High magnetic field reveals the nature of excitons in a single GaAs/AlAs core/shell nanowire
P. Plochocka, A. A. Mitioglu, D. K. Maude, G. L. J. A. Rikken, A., Granados del Aguila, P. C. M. Christianen, P. Kacman, and Hadas Shtrikman

TL;DR
This study uses high magnetic fields to analyze excitons in individual GaAs/AlAs nanowires, revealing high optical quality and strong room-temperature emission suitable for optoelectronic devices.
Contribution
It demonstrates that GaAs/AlAs nanowires have optical qualities comparable to high-quality epitaxial layers and reveals exciton behavior under magnetic fields.
Findings
Detection of exciton lines associated with defect pairs.
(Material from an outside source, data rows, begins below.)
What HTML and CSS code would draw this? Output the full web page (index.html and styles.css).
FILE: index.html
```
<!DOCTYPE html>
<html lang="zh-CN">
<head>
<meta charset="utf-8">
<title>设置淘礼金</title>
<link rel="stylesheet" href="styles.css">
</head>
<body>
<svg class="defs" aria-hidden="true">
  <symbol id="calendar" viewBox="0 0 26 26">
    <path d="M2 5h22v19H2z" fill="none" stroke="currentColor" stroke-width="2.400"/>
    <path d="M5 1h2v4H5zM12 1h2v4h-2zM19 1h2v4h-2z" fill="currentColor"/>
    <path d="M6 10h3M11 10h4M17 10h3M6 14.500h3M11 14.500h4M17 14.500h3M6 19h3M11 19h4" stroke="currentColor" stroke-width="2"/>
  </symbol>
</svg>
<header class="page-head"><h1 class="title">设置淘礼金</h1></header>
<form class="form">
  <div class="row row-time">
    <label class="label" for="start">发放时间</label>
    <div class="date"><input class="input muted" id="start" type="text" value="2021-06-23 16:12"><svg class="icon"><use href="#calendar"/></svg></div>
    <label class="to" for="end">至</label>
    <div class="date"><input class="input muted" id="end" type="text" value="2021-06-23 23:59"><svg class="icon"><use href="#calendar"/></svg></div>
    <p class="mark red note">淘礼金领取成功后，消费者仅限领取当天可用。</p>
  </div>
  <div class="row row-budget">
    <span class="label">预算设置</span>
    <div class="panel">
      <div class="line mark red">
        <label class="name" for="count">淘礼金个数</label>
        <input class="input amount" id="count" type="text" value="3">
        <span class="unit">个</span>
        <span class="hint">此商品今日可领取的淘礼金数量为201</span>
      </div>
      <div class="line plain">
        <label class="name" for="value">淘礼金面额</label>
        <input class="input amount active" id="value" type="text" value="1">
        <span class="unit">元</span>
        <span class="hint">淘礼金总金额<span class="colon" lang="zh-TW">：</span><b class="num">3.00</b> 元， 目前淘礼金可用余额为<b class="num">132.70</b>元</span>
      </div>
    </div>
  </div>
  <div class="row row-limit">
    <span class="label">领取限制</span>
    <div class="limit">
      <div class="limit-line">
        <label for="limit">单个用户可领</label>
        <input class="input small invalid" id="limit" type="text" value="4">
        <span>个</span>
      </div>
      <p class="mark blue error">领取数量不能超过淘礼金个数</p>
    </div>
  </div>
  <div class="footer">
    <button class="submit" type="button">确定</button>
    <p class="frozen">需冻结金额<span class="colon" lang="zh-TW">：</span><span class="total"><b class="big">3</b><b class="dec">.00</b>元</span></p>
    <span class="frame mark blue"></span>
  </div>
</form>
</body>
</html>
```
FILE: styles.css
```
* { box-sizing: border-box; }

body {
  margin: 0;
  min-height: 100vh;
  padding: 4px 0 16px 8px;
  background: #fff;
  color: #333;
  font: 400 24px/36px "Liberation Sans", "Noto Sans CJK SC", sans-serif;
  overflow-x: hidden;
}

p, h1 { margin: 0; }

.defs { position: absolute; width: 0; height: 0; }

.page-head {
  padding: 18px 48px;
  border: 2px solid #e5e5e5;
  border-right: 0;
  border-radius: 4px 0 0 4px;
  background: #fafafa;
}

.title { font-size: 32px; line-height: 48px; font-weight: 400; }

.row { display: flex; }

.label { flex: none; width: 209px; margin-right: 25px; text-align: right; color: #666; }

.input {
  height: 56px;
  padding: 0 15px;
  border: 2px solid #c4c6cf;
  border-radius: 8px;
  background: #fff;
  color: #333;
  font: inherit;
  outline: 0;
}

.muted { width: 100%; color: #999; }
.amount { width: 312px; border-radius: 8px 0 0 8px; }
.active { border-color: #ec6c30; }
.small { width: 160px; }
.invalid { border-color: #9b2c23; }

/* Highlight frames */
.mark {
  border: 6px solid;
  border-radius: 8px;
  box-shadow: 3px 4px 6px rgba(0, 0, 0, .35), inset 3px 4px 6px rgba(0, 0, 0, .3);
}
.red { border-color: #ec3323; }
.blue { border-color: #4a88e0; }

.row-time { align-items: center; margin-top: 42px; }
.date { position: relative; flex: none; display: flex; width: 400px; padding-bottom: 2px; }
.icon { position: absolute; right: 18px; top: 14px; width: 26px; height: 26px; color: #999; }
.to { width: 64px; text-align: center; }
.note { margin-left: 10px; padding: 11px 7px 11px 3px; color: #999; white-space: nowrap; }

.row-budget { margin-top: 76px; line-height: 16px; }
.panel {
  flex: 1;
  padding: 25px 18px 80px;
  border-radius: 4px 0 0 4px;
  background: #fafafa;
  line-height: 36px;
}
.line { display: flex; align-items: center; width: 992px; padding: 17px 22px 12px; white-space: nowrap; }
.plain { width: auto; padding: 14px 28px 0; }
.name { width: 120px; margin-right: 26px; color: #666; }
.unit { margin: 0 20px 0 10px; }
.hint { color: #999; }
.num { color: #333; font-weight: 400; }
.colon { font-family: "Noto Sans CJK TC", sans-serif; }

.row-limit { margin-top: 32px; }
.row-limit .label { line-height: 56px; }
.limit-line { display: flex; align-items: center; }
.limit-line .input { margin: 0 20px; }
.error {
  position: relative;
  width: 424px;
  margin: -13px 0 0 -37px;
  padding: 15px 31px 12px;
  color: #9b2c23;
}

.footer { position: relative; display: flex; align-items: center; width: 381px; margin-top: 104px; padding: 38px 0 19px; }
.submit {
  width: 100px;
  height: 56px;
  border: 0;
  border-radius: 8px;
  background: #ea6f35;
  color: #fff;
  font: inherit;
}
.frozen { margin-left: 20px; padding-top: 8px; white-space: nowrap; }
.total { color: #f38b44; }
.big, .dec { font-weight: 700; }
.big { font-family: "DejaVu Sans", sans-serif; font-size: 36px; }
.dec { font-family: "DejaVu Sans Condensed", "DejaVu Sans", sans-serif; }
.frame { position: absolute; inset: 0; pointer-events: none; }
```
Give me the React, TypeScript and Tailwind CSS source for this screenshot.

Observation of strong free exciton emission at room temperature.
Nanowires exhibit optical quality comparable to molecular beam epitaxy layers.
Abstract
Magneto-photoluminescence measurements of individual zinc-blende GaAs/AlAs core/shell nanowires are reported. At low temperature a strong emission line at 1.507 eV is observed under low power (nW) excitation. Measurements performed in high magnetic field allowed us to detect in this emission several lines associated with excitons bound to defect pairs. Such lines were observed before in epitaxial GaAs of very high quality, as reported by Kunzel and Ploog. This demonstrates that the optical quality of our GaAs/AlAs core/shell nanowires is comparable to the best GaAs layers grown by molecular beam epitaxy. Moreover, strong free exciton emission is observed even at room temperature. The bright optical emission of our nanowires in room temperature should open the way for numerous optoelectronic device applications.